What are the tax benefits of investing in Sovereign Gold Bonds?
Investing in Sovereign Gold Bonds (SGB) offers several tax advantages. The most significant benefit is that no capital gains tax is applicable if the bonds are held until maturity, which is 8 years. Additionally, the annual interest earned on SGBs, which is 2.5%, is taxable under your income slab, but you can offset this with other deductions. Long-term capital gains (LTCG) tax at 20% with indexation benefits applies if you sell the bonds before maturity.
How to Buy Sovereign Gold Bonds? Purchase them online or through banks and post offices during the issue period.
Who cannot invest in a Sovereign Gold Bond scheme
Minors: Individuals below the age of 18 years are not eligible to invest in sovereign Gold Bonds. They need to be of legal age and have the necessary documentation to invest in these bonds.
Foreign entities and individuals: Foreign entities and individuals who are not residents of India cannot invest in sovereign Gold Bonds.
Persons holding Power of Attorney (POA): Individuals holding Power of Attorney on behalf of someone else are generally not allowed to invest in SGBs. The investment needs to be made in the name of the actual investor, and the person holding the POA cannot invest on their behalf.
The eligibility to invest in sovereign Gold Bonds extends to resident individuals, HUFs, trusts, universities, educational institutions, charitable institutions, and NRIs.

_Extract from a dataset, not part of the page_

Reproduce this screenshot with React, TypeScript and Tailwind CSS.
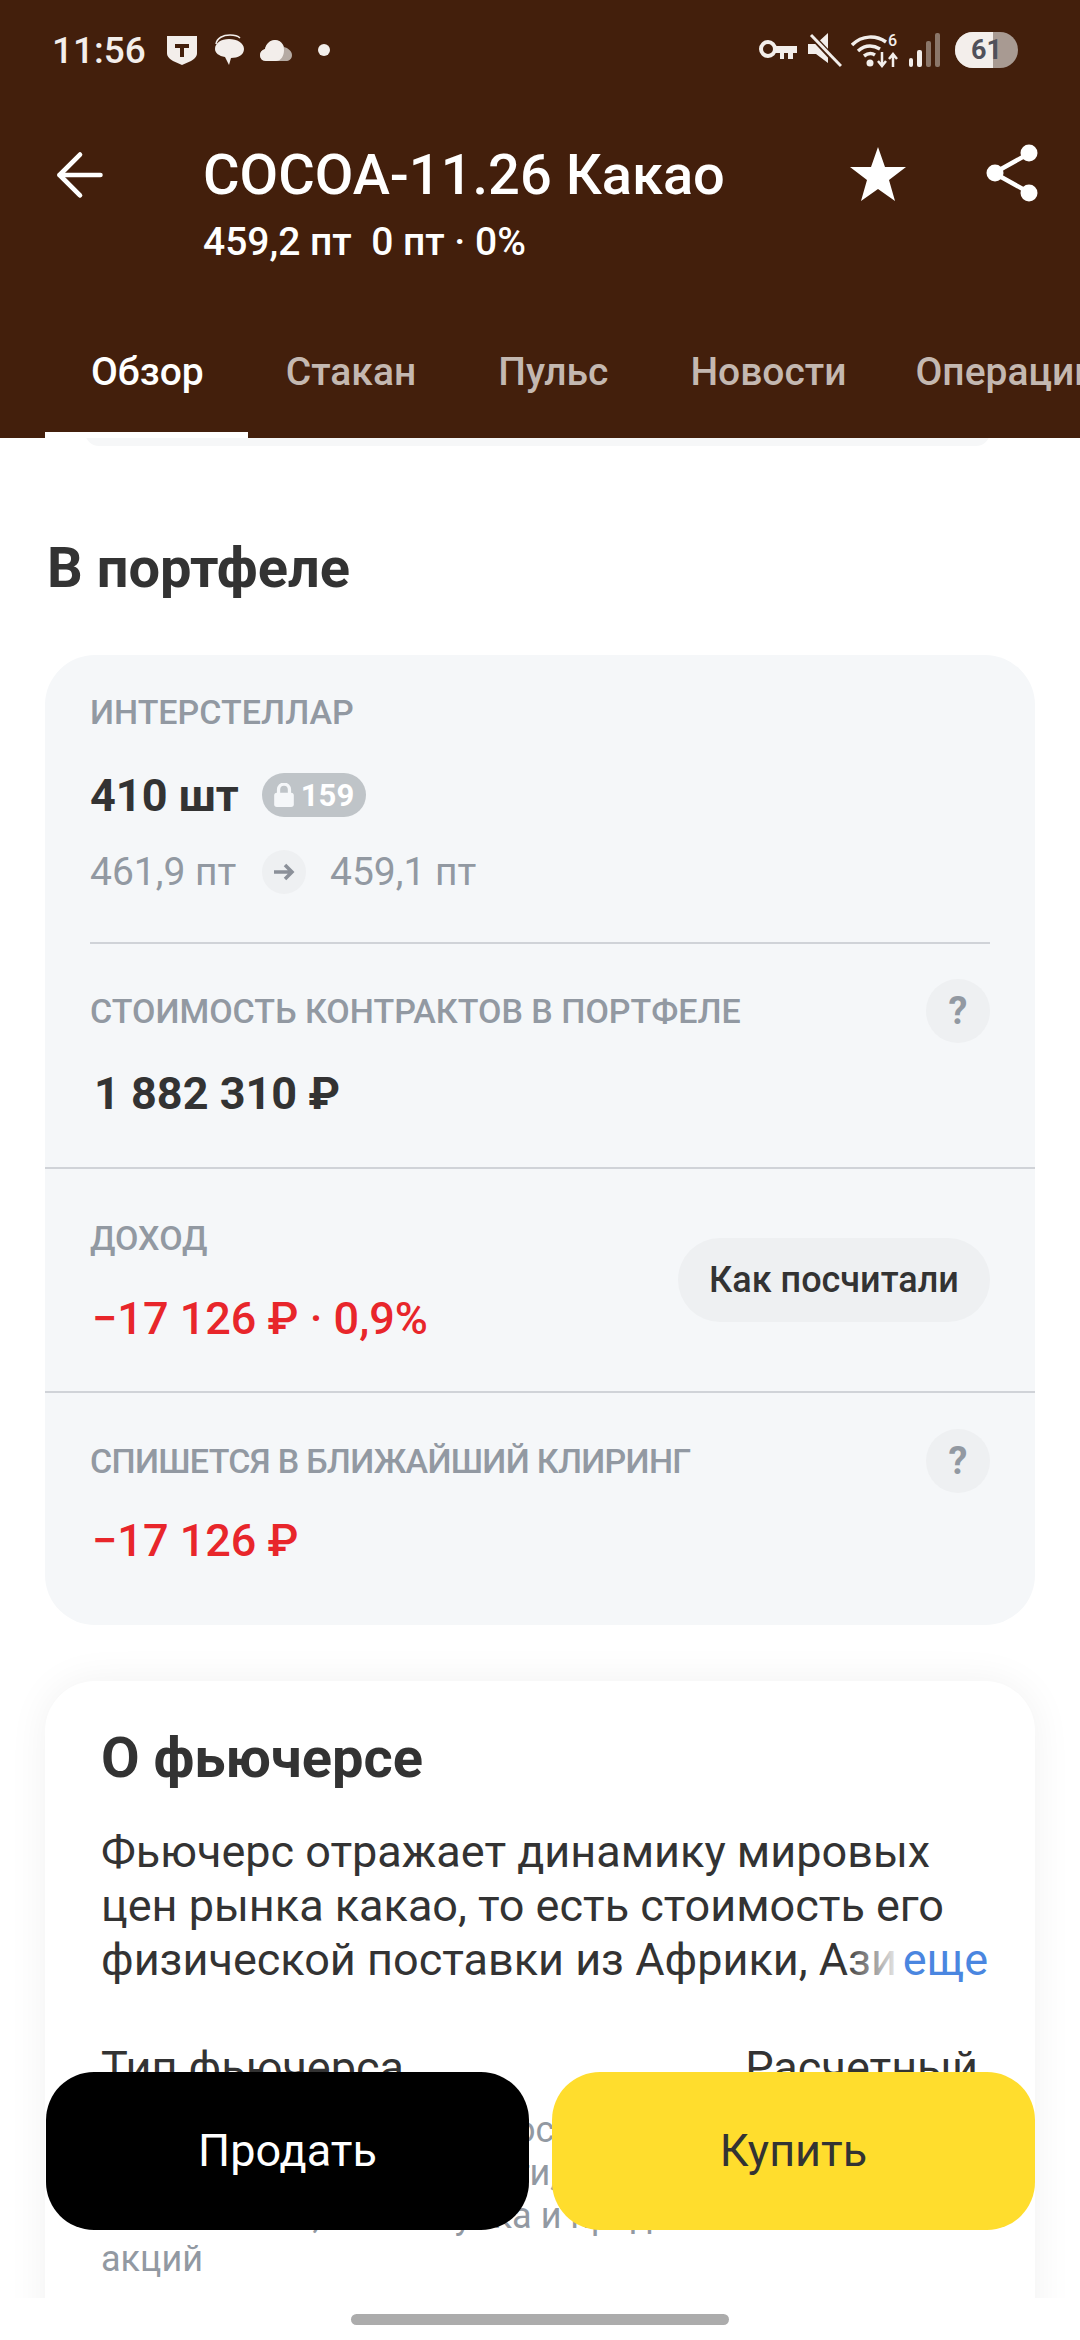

It is a regulated investment avenue that allows diverse entities to participate in the gold market and benefit from the potential price appreciation of gold over time.
Please note that the above information is based on the current guidelines and regulations. It is advisable to consult with a financial adviser or refer to the official notifications for the most up-to-date and accurate information.